Fundraising Practices Raise Ethical Questions
Hogg has also recently been criticized by his fellow Democrats over his use of DNC contact lists to raise money through his political action committee (PAC), Leaders We Deserve, which pays him $100,000 annually. Though legal, Hogg’s actions have sparked concerns among DNC leaders and party members about the ethics of a DNC officer using party resources to advance their own work.
Hogg Faces Criticism for Funding Challenges to Democratic Incumbents
In addition to these two controversies, Hogg has faced pushback from DNC leadership for his support of primary challengers to sitting members of Congress.
As part of his PAC, Leaders We Deserve, Hogg is targeting incumbents in safe blue districts who he believes to be “out of step” with the growing younger, progressive base of voters in the Democratic Party.

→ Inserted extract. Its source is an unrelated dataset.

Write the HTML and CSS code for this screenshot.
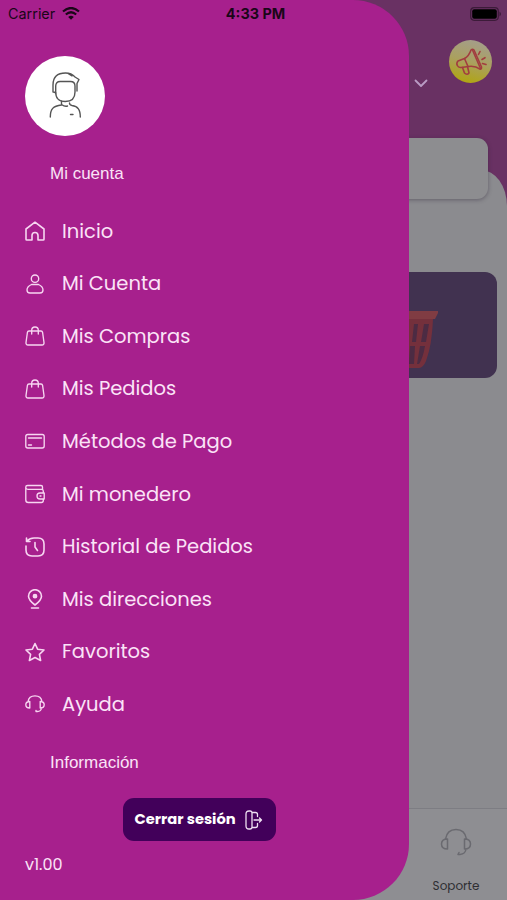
FILE: index.html
```html
<!DOCTYPE html>
<html lang="es">
<head>
    <meta charset="UTF-8">
    <meta name="viewport" content="width=device-width, initial-scale=1.0">
    <title>Menú</title>
    <link rel="stylesheet" href="styles.css">
</head>
<body>
    <div class="phone">
        <!-- Home screen, dimmed behind the menu -->
        <main class="home">
            <header class="home-header">
                <svg class="chevron" width="14" height="9" viewBox="0 0 14 9"><path d="M1.500 1.500 7 7l5.500-5.500"/></svg>
                <div class="promo">
                    <svg width="34" height="34" viewBox="0 0 34 34">
                        <path d="M4 16 10.500 13.500Q15 11 17 5q1.500-1.500 3 0l7.500 17q.2 2-1.500 2.200-5-3.700-11.500-2.700L7 22.500q-2.500.3-3.700-2T4 16z"/>
                        <path d="m18.500 5 8 18.500M10.500 13.500l3.500 8M8.500 22.500l2 5.500q2.500 2.500 4.500 0l-1.500-6.500"/>
                        <path d="m24.500 9.500 1.500-3M28 14.500l3-1.800M28.500 18.500l3.500 1"/>
                    </svg>
                </div>
            </header>
            <div class="search"></div>
            <section class="sheet">
                <div class="banner">
                    <svg width="60" height="64" viewBox="0 0 60 64">
                        <path class="basket-body" d="M0 10h54q-1 26-7 42-3 7-7 7H0z"/>
                        <path class="basket-holes" d="M35 15h4l-2 18h-4zM45 15h5l-3 18h-5zM31 37h5l-1 18h-5zM41 37h5q-2 12-6 18h-2z"/>
                        <path class="basket-rim" d="M0 2h59v2l-3 6H0z"/>
                    </svg>
                </div>
            </section>
            <nav class="tabbar">
                <div class="tab">
                    <svg width="32" height="29" viewBox="0 0 32 29">
                        <path d="M5.500 11C6.500 5 10.500 1.500 16 1.500S25.500 5 26.500 11M7.500 11v10C4 21 1.500 19.500 1.500 16S4 11 7.500 11zM24.500 11v10c3.500 0 6-1.500 6-5s-2.500-5-6-5zM26 21q-.5 5-6 5.500h-2l1-2"/>
                    </svg>
                    <span>Soporte</span>
                </div>
            </nav>
        </main>

        <aside class="drawer">
            <div class="avatar">
                <svg width="34" height="48" viewBox="0 0 34 48">
                    <path d="M5 20V13Q5 1 17.500 1q6 0 9.500 4l4 2.500-2 4V19M20 1.500l4 2.500M5 20q2 0 2.700 1"/>
                    <path d="M7.700 14q0-4.500 4.500-4.500h10.300Q27 9.500 27 14v6q0 9.500-9.700 9.500T7.700 20z"/>
                    <path d="M13.500 29v4M13.500 32.500q3.500 2.500 6 1.500M13.500 33C5 34 2.300 37 2.300 45M21.500 31q0 2 2.500 2.500c6 1 8.300 4 8.300 11.500M22.500 42.500h2.500"/>
                </svg>
            </div>
            <h2 class="drawer-title">Mi cuenta</h2>

            <ul class="menu">
                <li>
                    <svg viewBox="0 0 20 20"><path d="M1 8 10 1.200 19 8v10.200a.8.800 0 0 1-.8.800H13v-4.500q0-3-3-3t-3 3V19H1.800a.8.800 0 0 1-.8-.8z"/></svg>
                    <span>Inicio</span>
                </li>
                <li>
                    <svg class="thin" viewBox="0 0 20 20"><circle cx="10" cy="4.700" r="3.700"/><path d="M6.500 10.500h7q4.500 2 4.500 5.500 0 3-3 3H5q-3 0-3-3 0-3.500 4.500-5.500z"/></svg>
                    <span>Mi Cuenta</span>
                </li>
                <li>
                    <svg class="thin" viewBox="0 0 20 20"><path d="M4 5h12q1.300 0 1.600 1.500L19 16.500q.2 2.500-2 2.500H3q-2.200 0-2-2.500l1.400-10Q2.700 5 4 5zM6.700 8V4.300q0-3.300 3.300-3.300t3.300 3.300V8"/></svg>
                    <span>Mis Compras</span>
                </li>
                <li>
                    <svg class="thin" viewBox="0 0 20 20"><path d="M4 5h12q1.300 0 1.600 1.500L19 16.500q.2 2.500-2 2.500H3q-2.200 0-2-2.500l1.400-10Q2.700 5 4 5zM6.700 8V4.300q0-3.300 3.300-3.300t3.300 3.300V8"/></svg>
                    <span>Mis Pedidos</span>
                </li>
                <li>
                    <svg class="thin" viewBox="0 0 20 20"><rect x=".8" y="3.500" width="18.400" height="13.500" rx="2"/><path d="M3.500 7h13M3.500 14h3"/></svg>
                    <span>Métodos de Pago</span>
                </li>
                <li>
                    <svg class="thin" viewBox="0 0 20 20"><path d="M17.500 5V3q0-1.500-1.500-1.500H2.500Q.8 1.500.8 3v13q0 2.500 2.500 2.500h13q2 0 2-2V15M.8 3.500Q1 5.300 3 5.300h13.500q1.800 0 1.800 1.700v2M19.200 9H15q-3 0-3 3t3 3h4.200zM15 12h1"/></svg>
                    <span>Mi monedero</span>
                </li>
                <li>
                    <svg viewBox="0 0 20 20"><path d="M1 9v4q0 6 6 6h6q6 0 6-6V7q0-6-6-6H9Q5 1 2 4M1.500 1v3.500H5M10 5.500V10l2.500 3.500"/></svg>
                    <span>Historial de Pedidos</span>
                </li>
                <li>
                    <svg viewBox="0 0 20 20"><path d="M10 16Q3.500 11 3.500 7.200a6.500 6.500 0 0 1 13 0Q16.500 11 10 16zM6.500 19h7"/><circle class="dot" cx="10" cy="7.200" r="1.600"/></svg>
                    <span>Mis direcciones</span>
                </li>
                <li>
                    <svg viewBox="0 0 20 20"><path d="m10 1.500 2.600 5.700 6.400.8-4.600 4.300 1.200 6.200-5.600-3-5.600 3 1.200-6.200L1 8l6.400-.8z"/></svg>
                    <span>Favoritos</span>
                </li>
                <li>
                    <svg class="thin" viewBox="0 0 20 20"><path d="M3 7.500C3.500 4 6 1.800 10 1.800S16.500 4 17 7.500M4.800 7.500v6.500Q.8 14 .8 10.800t4-3.300zM15.200 7.500v6.500q4 0 4-3.200t-4-3.300zM16.500 14q-.5 3.500-4 3.500h-1.500v-1.200"/></svg>
                    <span>Ayuda</span>
                </li>
            </ul>

            <h2 class="drawer-title">Información</h2>
            <button class="logout">
                <span>Cerrar sesión</span>
                <svg width="18" height="20" viewBox="0 0 18 20"><path d="M4 1h1q2 0 2 2v14q0 2-2 2H4q-3 0-3-3V4q0-3 3-3zM7 2.500h3.500q2 0 2 2V6.500M7 17.500h3.500q2 0 2-2V13.500M9 10h7.500M14.500 8l2 2-2 2"/></svg>
            </button>
            <p class="version">v1.00</p>
        </aside>

        <div class="statusbar">
            <div class="carrier">
                <span>Carrier</span>
                <svg width="18" height="13" viewBox="0 0 18 13"><path d="M1 4.500q8-7 16 0M3.800 7.500q5.200-4.500 10.400 0"/><path class="wifi-dot" d="M9 12.800 6.200 9.900q2.800-2.200 5.600 0z"/></svg>
            </div>
            <strong class="clock">4:33 PM</strong>
            <svg class="battery" width="32" height="14" viewBox="0 0 32 14"><rect class="shell" x=".7" y=".7" width="27.600" height="12.600" rx="3.500"/><rect x="2.200" y="2.200" width="24.600" height="9.600" rx="2"/><path class="cap" d="M29.500 4.500q3 2.500 0 5z"/></svg>
        </div>
    </div>
</body>
</html>
```
FILE: styles.css
```css
* {
    box-sizing: border-box;
}
body {
    margin: 0;
    font-family: Poppins, Inter, sans-serif;
}
svg {
    fill: none;
    stroke-linecap: round;
    stroke-linejoin: round;
    flex: none;
}
.phone {
    position: relative;
    width: 507px;
    height: 900px;
    overflow: hidden;
}

/* Home screen */
.home {
    display: flex;
    flex-direction: column;
    height: 900px;
    background: linear-gradient(#693163 0 230px, #8c8c90 230px);
}
.home-header {
    display: flex;
    justify-content: flex-end;
    height: 138px;
    padding: 40px 15px 0 0;
}
.chevron {
    margin: 39px 21px 0 0;
    stroke: #b99cc4;
    stroke-width: 1.8;
}
.promo {
    display: flex;
    align-items: center;
    justify-content: center;
    width: 43px;
    height: 43px;
    border-radius: 50%;
    background: linear-gradient(195deg, #a39d92, #aaa060 50%, #b0a514 90%);
}
.promo svg {
    stroke: #a23d3f;
    stroke-width: 1.6;
}
.search {
    position: relative;
    height: 61px;
    margin-right: 19px;
    border-radius: 11px;
    background: #8d8d90;
    box-shadow: 0 1px 4px rgba(40, 30, 50, 0.4);
    z-index: 1;
}
.sheet {
    flex: 1;
    margin-top: -29px;
    padding: 102px 10px 0 0;
    border-top-right-radius: 26px 36px;
    background: #8b8b8f;
}
.banner {
    height: 106px;
    padding: 37px 0 0 379px;
    border-radius: 12px;
    background: #413250;
}
.banner svg {
    display: block;
}
.basket-body {
    fill: #74303c;
}
.basket-holes {
    fill: #4c2b43;
}
.basket-rim {
    fill: #803c43;
}
.tabbar {
    display: flex;
    justify-content: flex-end;
    height: 92px;
    border-top: 1px solid #7d7d83;
    background: #8e8e92;
}
.tab {
    display: flex;
    flex-direction: column;
    align-items: center;
    width: 102px;
    padding-top: 19px;
    font-size: 12px;
    line-height: 18px;
    color: #2e2e33;
}
.tab svg {
    margin-bottom: 20px;
    stroke: #6a6a70;
    stroke-width: 1.5;
}

/* Side menu */
.drawer {
    position: absolute;
    top: 0;
    left: 0;
    z-index: 2;
    display: flex;
    flex-direction: column;
    width: 409px;
    height: 900px;
    padding: 56px 25px 0;
    border-radius: 0 56px 56px 0;
    background: #a7208d;
    color: #fbe3f7;
}
.avatar {
    display: flex;
    align-items: center;
    justify-content: center;
    width: 80px;
    height: 80px;
    border-radius: 50%;
    background: #fff;
}
.avatar svg {
    stroke: #555;
    stroke-width: 1.4;
}
.drawer-title {
    margin: 27px 0 0 25px;
    font: 17px/22px "Liberation Sans", Arial, sans-serif;
}
.menu {
    display: flex;
    flex-direction: column;
    margin: 20px 0 0;
    padding: 0;
    list-style: none;
}
.menu li {
    display: flex;
    align-items: center;
    gap: 17px;
    height: 52.550px;
    font-size: 19.500px;
    white-space: nowrap;
}
.menu svg {
    width: 20px;
    height: 20px;
    margin-left: -0.500px;
    margin-right: 0.500px;
    stroke: #f7d6f1;
    stroke-width: 1.6;
}
.menu .thin {
    stroke-width: 1.35;
}
.menu .dot {
    fill: #f7d6f1;
}
.menu + .drawer-title {
    margin-top: 22px;
}
.logout {
    display: flex;
    align-items: center;
    gap: 9px;
    width: 153px;
    height: 43px;
    margin: 24px 0 0 97.500px;
    padding: 0 12px;
    border: 0;
    border-radius: 11px;
    background: #42005a;
    color: #fff;
    font: bold 14.700px Poppins, Inter, sans-serif;
    white-space: nowrap;
}
.logout svg {
    stroke: #eedff2;
    stroke-width: 1.3;
}
.version {
    margin: 12px 0 0;
    font-size: 16px;
    line-height: 24px;
}

/* Status bar */
.statusbar {
    position: absolute;
    top: 0;
    left: 0;
    z-index: 3;
    display: grid;
    grid-template-columns: 1fr auto 1fr;
    align-items: center;
    width: 507px;
    height: 27px;
    padding: 0 4px 0 8px;
    color: #1a0618;
    font-family: Inter, sans-serif;
    font-size: 14.400px;
}
.carrier {
    display: flex;
    align-items: center;
    gap: 7px;
}
.carrier svg {
    stroke: #1a0618;
    stroke-width: 2.2;
    stroke-linecap: butt;
}
.carrier .wifi-dot {
    fill: #1a0618;
    stroke: none;
}
.clock {
    font-weight: 700;
}
.battery {
    justify-self: end;
    margin-right: 1px;
    fill: #000;
}
.battery .shell {
    fill: none;
    stroke: #3c1b39;
    stroke-width: 1.2;
}
.battery .cap {
    fill: #3c1b39;
}
```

Hogg and his PAC have amassed an estimated $20 million to fund these primary challenges. The party’s veterans are concerned that these primary challenges backed by Hogg will fracture the party and harm its chances in the general election, especially as Republican populism continues to gain momentum.
DNC Chair Ken Martin has publicly expressed concern about the ability of Hogg to operate both as a party officer (who in such a position is expected to support all Democratic candidates) and as an activist who may oppose incumbent candidates: “As I said to [Hogg], if you want to challenge incumbents, you are more than free to do that, but not as an officer of the DNC… Our job is to be neutral arbiters,” Martin explained during a media call. “This is not about shielding incumbents or boosting challengers; this is about voters trusting the party.” Martin’s remarks demonstrate his concern that Hogg’s dual roles could create divisions within the party.
Martin has encouraged Hogg to sign a neutrality pledge or resign from his position, claiming that Hogg’s actions could cause damage by dividing the party at a time when presenting a unified front is critical, given the Republican Party’s growing influence.
Party Identity and Generational Divide
Hogg has indicated that the fact that the challenge came from within the party establishment gives him reason to believe it was politically motivated, exacerbating internal tensions. Some progressive, younger members of the DNC sided with Hogg’s critique of the party and its establishment power structures, seeing his comments as a healthy challenge to facilitate transparency and change. Others within the party, including some senior officials and establishment-aligned members, charged him with taking advantage of the situation to increase his publicity.
The dispute surrounding Hogg’s challenge also involves Kenyatta. Both were unhappy with how the challenge was handled and supported the right to raise procedural complaints, but did not want to see party rules used in a partisan manner. Although Kenyatta chastised some of Hogg’s terminology, he stated that his grave concern was also how he had been treated, citing a growing sense of alienation among younger, “progressive” members of the Democratic Party.
NBC10 Boston political commentator Sue O’Connell described Hogg’s effort to primary long-serving incumbents as a direct challenge to power, noting that his “push for this generational change in the Democratic Party has caused such a rift because it directly challenges the established power structures,” threatening “senior Democrats who’ve built careers in what they would call safe seats.” She added that while the DNC frames the conflict as a procedural matter, “this is just a classic conflict of political tension between maintaining party stability [and] bringing in fresh perspectives.”